> Work required: Transcribe all of the material exactly, except for its pictures.
'''
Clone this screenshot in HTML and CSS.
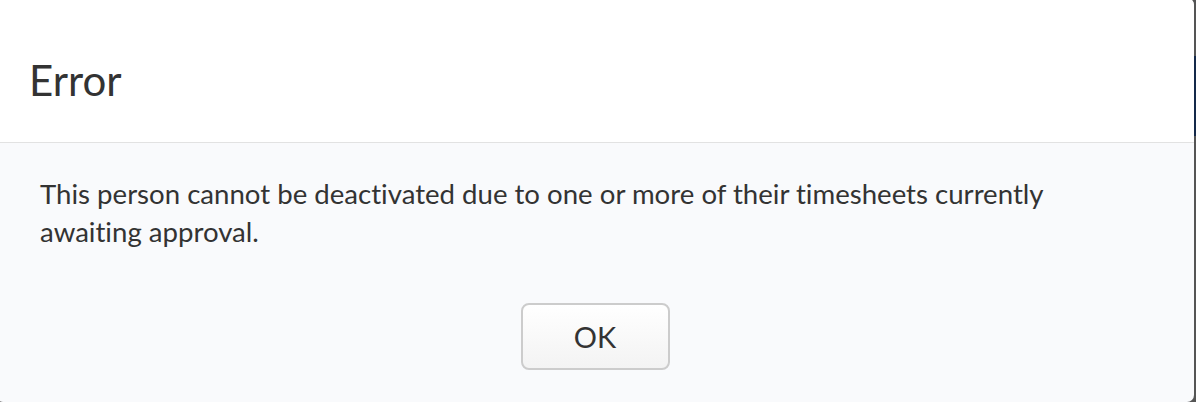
FILE: index.html
```html
<!DOCTYPE html>
<html lang="en">
<head>
    <meta charset="UTF-8">
    <title>Error</title>
    <link rel="stylesheet" href="styles.css">
</head>
<body>
    <div class="backdrop">
        <div class="app-bar"></div>
    </div>
    <div class="modal">
        <div class="modal-header">
            <h3 class="modal-title">Error</h3>
        </div>
        <div class="modal-body">
            <p>This person cannot be deactivated due to one or more of their timesheets currently awaiting approval.</p>
        </div>
        <div class="modal-footer">
            <button class="btn">OK</button>
        </div>
    </div>
</body>
</html>
```

FILE: styles.css
```css
body {
    margin: 0;
    height: 402px;
    overflow: hidden;
    background: #555555;
    font-family: Lato, "Open Sans", sans-serif;
    font-variant-ligatures: no-common-ligatures;
    color: #333333;
}
.backdrop {
    position: absolute;
    inset: 0;
}
.app-bar {
    margin-top: 56px;
    height: 80px;
    background: #14294a;
    border-bottom: 1px solid #555;
}
.modal {
    position: absolute;
    top: -2px;
    left: -4px;
    width: 1198px;
    height: 404px;
    border-radius: 7px;
    background: #f9fafc;
    overflow: hidden;
    display: flex;
    flex-direction: column;
}
.modal-header {
    background: #ffffff;
    border-bottom: 1px solid #e2e2e2;
    height: 145px;
    box-sizing: border-box;
    padding: 0 0 0 33px;
    display: flex;
    align-items: center;
}
.modal-title {
    margin: 0;
    padding-top: 20px;
    font-size: 42px;
    font-weight: 400;
    color: #333333;
}
.modal-body {
    padding: 32px 44px 0;
}
.modal-body p {
    margin: 0;
    font-size: 27.6px;
    line-height: 38px;
    color: #333333;
    max-width: 1060px;
}
.modal-footer {
    display: flex;
    justify-content: center;
    padding-top: 52px;
}
.btn {
    width: 149px;
    height: 67px;
    border: 2px solid #cccccc;
    border-radius: 8px;
    background: linear-gradient(#ffffff, #f3f3f3);
    font-family: Lato, sans-serif;
    font-size: 29px;
    color: #333333;
    cursor: pointer;
}
```
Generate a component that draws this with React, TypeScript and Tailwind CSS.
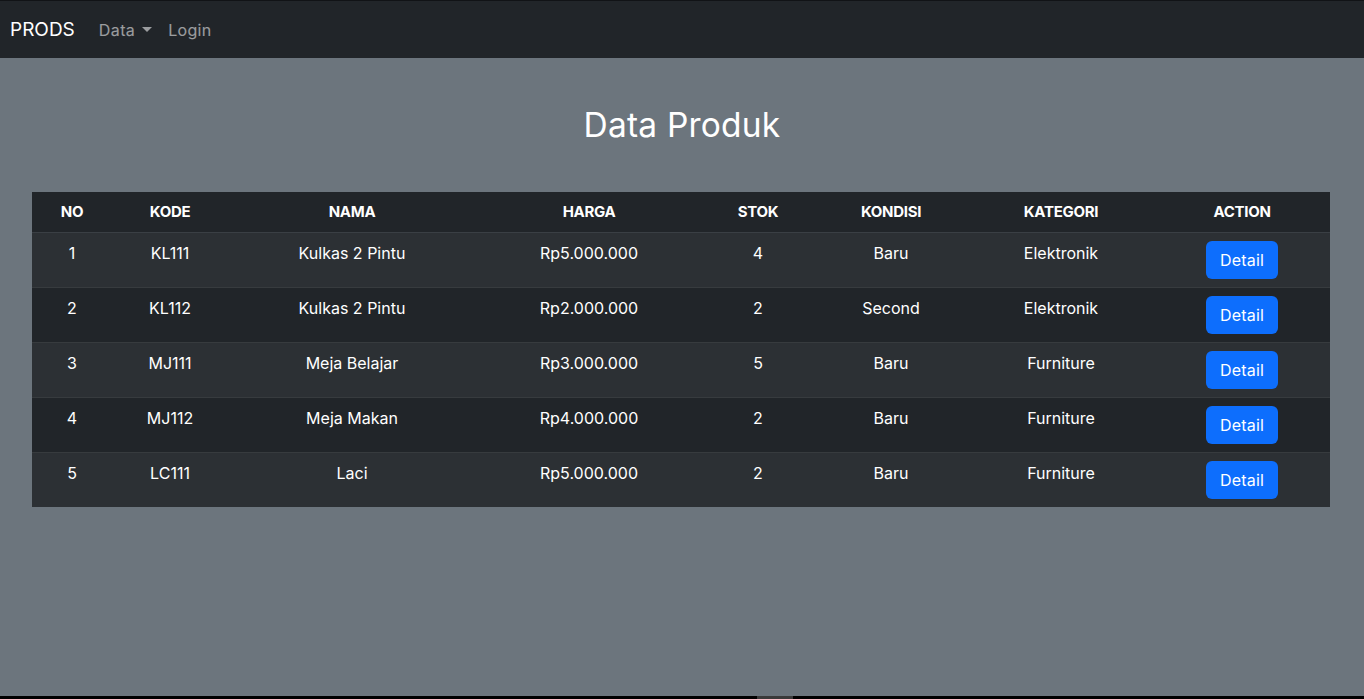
'''
> Task solution:
Clone this screenshot in HTML and CSS.
FILE: index.html
```html
<!DOCTYPE html>
<html lang="en">
<head>
    <meta charset="UTF-8">
    <title>Error</title>
    <link rel="stylesheet" href="styles.css">
</head>
<body>
    <div class="backdrop">
        <div class="app-bar"></div>
    </div>
    <div class="modal">
        <div class="modal-header">
            <h3 class="modal-title">Error</h3>
        </div>
        <div class="modal-body">
            <p>This person cannot be deactivated due to one or more of their timesheets currently awaiting approval.</p>
        </div>
        <div class="modal-footer">
            <button class="btn">OK</button>
        </div>
    </div>
</body>
</html>
```

FILE: styles.css
```css
body {
    margin: 0;
    height: 402px;
    overflow: hidden;
    background: #555555;
    font-family: Lato, "Open Sans", sans-serif;
    font-variant-ligatures: no-common-ligatures;
    color: #333333;
}
.backdrop {
    position: absolute;
    inset: 0;
}
.app-bar {
    margin-top: 56px;
    height: 80px;
    background: #14294a;
    border-bottom: 1px solid #555;
}
.modal {
    position: absolute;
    top: -2px;
    left: -4px;
    width: 1198px;
    height: 404px;
    border-radius: 7px;
    background: #f9fafc;
    overflow: hidden;
    display: flex;
    flex-direction: column;
}
.modal-header {
    background: #ffffff;
    border-bottom: 1px solid #e2e2e2;
    height: 145px;
    box-sizing: border-box;
    padding: 0 0 0 33px;
    display: flex;
    align-items: center;
}
.modal-title {
    margin: 0;
    padding-top: 20px;
    font-size: 42px;
    font-weight: 400;
    color: #333333;
}
.modal-body {
    padding: 32px 44px 0;
}
.modal-body p {
    margin: 0;
    font-size: 27.6px;
    line-height: 38px;
    color: #333333;
    max-width: 1060px;
}
.modal-footer {
    display: flex;
    justify-content: center;
    padding-top: 52px;
}
.btn {
    width: 149px;
    height: 67px;
    border: 2px solid #cccccc;
    border-radius: 8px;
    background: linear-gradient(#ffffff, #f3f3f3);
    font-family: Lato, sans-serif;
    font-size: 29px;
    color: #333333;
    cursor: pointer;
}
```
Generate a component that draws this with React, TypeScript and Tailwind CSS.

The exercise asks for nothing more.